What to work on. Copy out all lines that carry the word "React".
++++
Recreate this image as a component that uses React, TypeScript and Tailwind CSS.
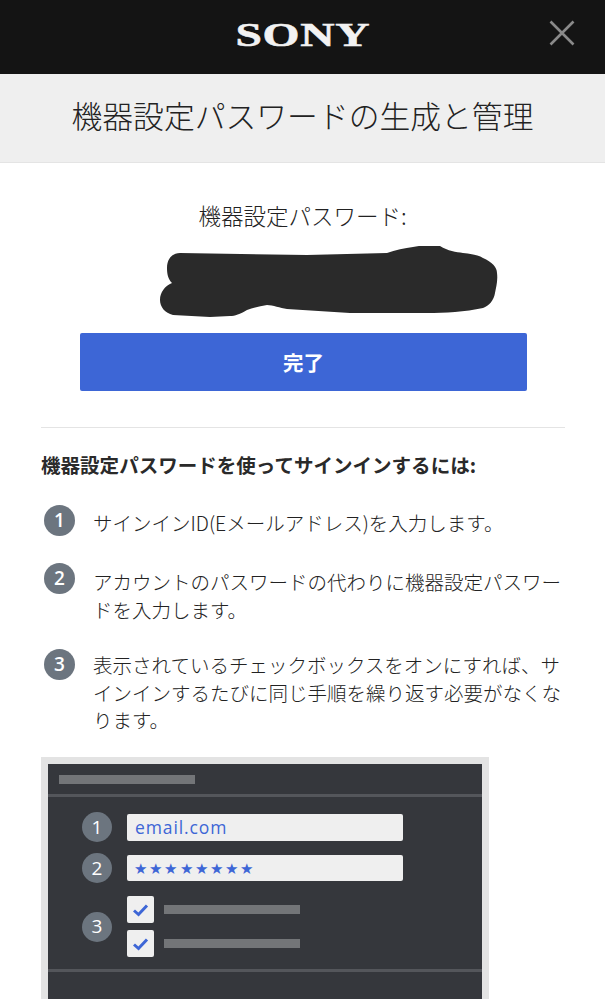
const jp = "font-['Noto_Sans_CJK_JP','Noto_Sans',sans-serif]";

const StepBadge = ({ n }: { n: number }) => (
  <div className="flex h-[31px] w-[31px] shrink-0 items-center justify-center rounded-full bg-[#6c757f] font-['Open_Sans',sans-serif] text-[19px] font-semibold text-white">
    {n}
  </div>
);

const Step = ({ n, children, className, textClass }: { n: number; children: React.ReactNode; className: string; textClass: string }) => (
  <div className={`flex gap-[18px] pl-[44px] pr-[40px] ${className}`}>
    <StepBadge n={n} />
    <p className={`text-[19.5px] font-light leading-[27.5px] text-[#222] ${textClass}`}>{children}</p>
  </div>
);

const MiniBadge = ({ n }: { n: number }) => (
  <div className="flex h-[30px] w-[30px] shrink-0 items-center justify-center rounded-full bg-[#6c757f] font-['Open_Sans',sans-serif] text-[19px] text-white">
    {n}
  </div>
);

const MiniCheck = () => (
  <div className="flex items-center gap-[10px]">
    <div className="flex h-[27px] w-[27px] items-center justify-center rounded-[2px] bg-[#efefef]">
      <svg width="17" height="14" viewBox="0 0 17 14" fill="none">
        <path d="M2 7.5 L6.5 11.5 L15 2.5" stroke="#3d66d6" strokeWidth="3" />
      </svg>
    </div>
    <div className="h-[9px] w-[136px] bg-[#737578]" />
  </div>
);

export default function App() {
  return (
    <div className={`h-[999px] w-[605px] overflow-hidden bg-white ${jp}`}>
      <header className="relative flex h-[74px] items-center justify-center bg-[#141414] pb-[3px]">
        <span className="origin-center scale-x-[1.44] font-['Liberation_Serif',serif] text-[33px] font-bold leading-none tracking-[0.5px] text-[#f2f2f2] [-webkit-text-stroke:0.5px_#f2f2f2]">
          SONY
        </span>
        <svg className="absolute left-[549px] top-[20px]" width="26" height="26" viewBox="0 0 26 26" fill="none">
          <path d="M1.5 1.5 L24.5 24.5 M24.5 1.5 L1.5 24.5" stroke="#8a8a8a" strokeWidth="2.6" />
        </svg>
      </header>

      <div className="flex h-[89px] items-center justify-center border-b border-[#e4e4e4] bg-[#efefef] pb-[5px]">
        <h1 className="text-[30.8px] font-light leading-none text-[#222]">機器設定パスワードの生成と管理</h1>
      </div>

      <p className="pt-[39px] text-center text-[22.5px] font-light leading-[26px] text-[#222]">機器設定パスワード:</p>

      <svg className="mt-[18px] block" width="605" height="72" viewBox="0 0 605 72">
        <path
          d="M167 22 C167 12 173 7 180 7 L307 9 L387 7 C395 4 405 2 413 1 C422 -1 434 -1 440 0 C448 5 456 6 463 7 C472 8 478 9 483 12 C492 16 497 21 497 27 C498 35 496 41 495 47 C494 54 489 60 483 62 C465 66 445 67 427 67 L350 67 L287 63 C280 62 273 59 267 59 C260 60 253 62 247 64 C240 68 235 70 230 70 L210 71 L173 69 C165 67 160 61 160 54 C160 46 165 40 172 37 C168 33 167 28 167 22 Z"
          fill="#2a2a2a"
        />
      </svg>

      <div className="mt-[15px] px-[80px]">
        <button className="flex h-[58px] w-[447px] items-center justify-center rounded-[2px] bg-[#3d66d6] text-[20.5px] font-bold text-white">
          完了
        </button>
      </div>

      <div className="ml-[41px] mr-[40px] mt-[36px] border-t border-[#e4e4e4]" />

      <p className="pl-[41px] pt-[23px] text-[19.55px] font-bold leading-[27px] text-[#2a2a2a]">
        機器設定パスワードを使ってサインインするには:
      </p>

      <Step n={1} className="mt-[27px]" textClass="pt-[4px]">サインインID(Eメールアドレス)を入力します。</Step>
      <Step n={2} className="mt-[26.5px]" textClass="pt-[5px]">アカウントのパスワードの代わりに機器設定パスワードを入力します。</Step>
      <Step n={3} className="mt-[26px]" textClass="pt-[2px]">表示されているチェックボックスをオンにすれば、サインインするたびに同じ手順を繰り返す必要がなくなります。</Step>

      <div className="ml-[41px] mt-[23.5px] h-[300px] w-[448px] border-[7px] border-[#e3e3e3] border-b-0 bg-[#35373c]">
        <div className="h-[33px] border-b-[3px] border-[#54565b] pl-[11px] pt-[11px]">
          <div className="h-[9px] w-[136px] bg-[#737578]" />
        </div>
        <div className="flex flex-col pl-[34px] pt-[15px]">
          <div className="flex items-center gap-[15px]">
            <MiniBadge n={1} />
            <div className="flex h-[27px] w-[276px] items-center rounded-[2px] bg-[#efefef] pl-[8px] font-['Open_Sans',sans-serif] text-[17.5px] tracking-[0.9px] text-[#3d66d6]">
              email.com
            </div>
          </div>
          <div className="mt-[11px] flex items-center gap-[15px]">
            <MiniBadge n={2} />
            <div className="flex h-[26px] w-[276px] items-center rounded-[2px] bg-[#efefef] pl-[7px] font-['Open_Sans',sans-serif] text-[15px] tracking-[2.2px] text-[#3d66d6]">
              ★★★★★★★★
            </div>
          </div>
          <div className="mt-[13px] flex items-center gap-[15px]">
            <MiniBadge n={3} />
            <div className="flex flex-col gap-[7px]">
              <MiniCheck />
              <MiniCheck />
            </div>
          </div>
        </div>
        <div className="mt-[12px] border-b-[3px] border-[#54565b]" />
      </div>
    </div>
  );
}
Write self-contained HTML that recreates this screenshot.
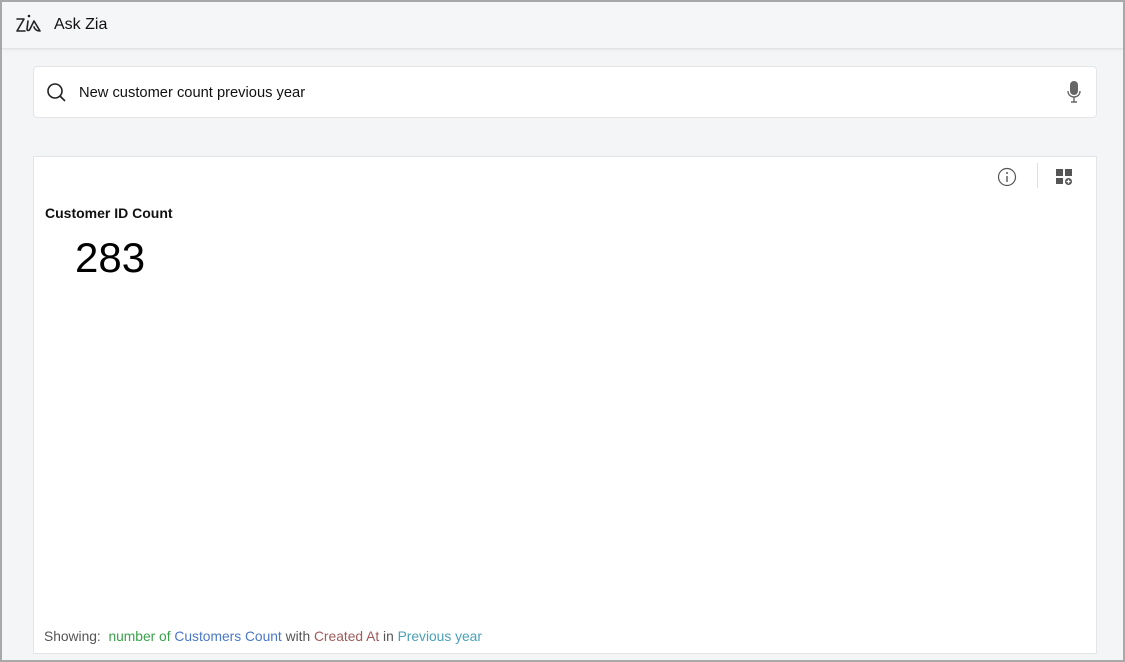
<!DOCTYPE html>
<html><head><style>
*{margin:0;padding:0;box-sizing:border-box}
body{width:1125px;height:662px;background:#a9a9a9;font-family:"Liberation Sans",sans-serif;position:relative;overflow:hidden}
.frame{position:absolute;left:2px;top:2px;width:1121px;height:658px;background:#f4f5f7}
.hdr{position:absolute;left:0;top:0;width:1121px;height:47px;background:#f5f6f8;border-bottom:1px solid #e2e3e6;box-shadow:0 1px 3px rgba(0,0,0,.06)}
.hdr .t{position:absolute;left:52px;top:14px;font-size:16px;color:#111}
.search{position:absolute;left:31px;top:64px;width:1064px;height:52px;background:#fff;border:1px solid #e4e5e8;border-radius:4px}
.search .q{position:absolute;left:45px;top:18px;font-size:14.7px;color:#111}
.card{position:absolute;left:31px;top:154px;width:1064px;height:498px;background:#fff;border:1px solid #e4e5e8}
.title{position:absolute;left:11px;top:48px;font-size:14px;font-weight:bold;color:#111}
.num{position:absolute;left:41px;top:77px;font-size:42px;color:#000}
.show{position:absolute;left:10px;top:472px;font-size:13.8px;color:#555}
.sep{position:absolute;left:1003px;top:6px;width:1px;height:25px;background:#e0e0e0}
</style></head><body>
<div class="frame">
<div class="hdr">
<svg style="position:absolute;left:12px;top:10px" width="30" height="24" viewBox="0 0 30 24" fill="none" stroke="#222" stroke-width="1.6" stroke-linecap="round" stroke-linejoin="round"><path d="M3 7h7L3 19h8"/><circle cx="15" cy="4" r="1.3" fill="#222" stroke="none"/><path d="M14 9l-1 8c0 2 2 2 3 0l4-8 6 10c-3 0-5-1-6-4"/></svg>
<div class="t">Ask Zia</div></div>
<div class="search">
<svg style="position:absolute;left:12px;top:15px" width="22" height="22" viewBox="0 0 22 22" fill="none" stroke="#222" stroke-width="1.6"><circle cx="9" cy="9" r="7"/><path d="M14 14l5 5"/></svg>
<div class="q">New customer count previous year</div>
<svg style="position:absolute;left:1032px;top:13px" width="16" height="24" viewBox="0 0 16 24"><rect x="4" y="1" width="8" height="14" rx="4" fill="#666"/><path d="M2 11c0 4 3 6 6 6s6-2 6-6M8 17v5M5 22h6" stroke="#666" stroke-width="1.4" fill="none"/></svg>
</div>
<div class="card">
<svg style="position:absolute;left:963px;top:10px" width="20" height="20" viewBox="0 0 20 20"><circle cx="10" cy="10" r="8.5" fill="none" stroke="#555" stroke-width="1.2"/><circle cx="10" cy="6" r="1" fill="#555"/><path d="M10 9v6" stroke="#555" stroke-width="1.4"/></svg>
<div class="sep"></div>
<svg style="position:absolute;left:1021px;top:11px" width="18" height="18" viewBox="0 0 18 18" fill="#555"><rect x="1" y="1" width="7" height="7"/><rect x="10" y="1" width="7" height="7"/><rect x="1" y="10" width="7" height="6"/><circle cx="13.5" cy="13.5" r="3.5"/><path d="M13.5 11.5v4M11.5 13.5h4" stroke="#fff" stroke-width="1.2"/></svg>
<div class="title">Customer ID Count</div>
<div class="num">283</div>
<div class="show">Showing:&nbsp; <span style="color:#3aa24a">number of</span> <span style="color:#4a78c8">Customers Count</span> with <span style="color:#a05a5a">Created At</span> in <span style="color:#4aa0b8">Previous year</span></div>
</div>
</div>
</body></html>
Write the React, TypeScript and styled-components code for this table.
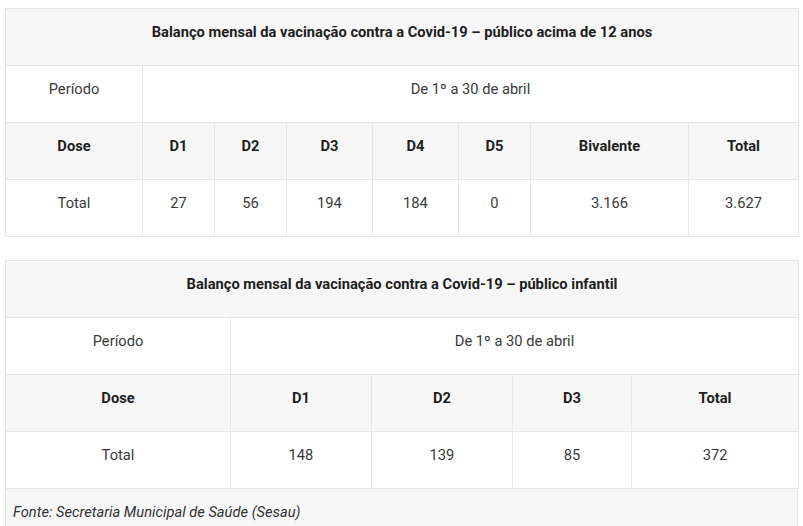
++++
Task result.
Recreate this image as a component that uses React, TypeScript and Tailwind CSS.
const Step = ({ n, children, className, textClass }: { n: number; children: React.ReactNode; className: string; textClass: string }) => (
Write the React, TypeScript and styled-components code for this table.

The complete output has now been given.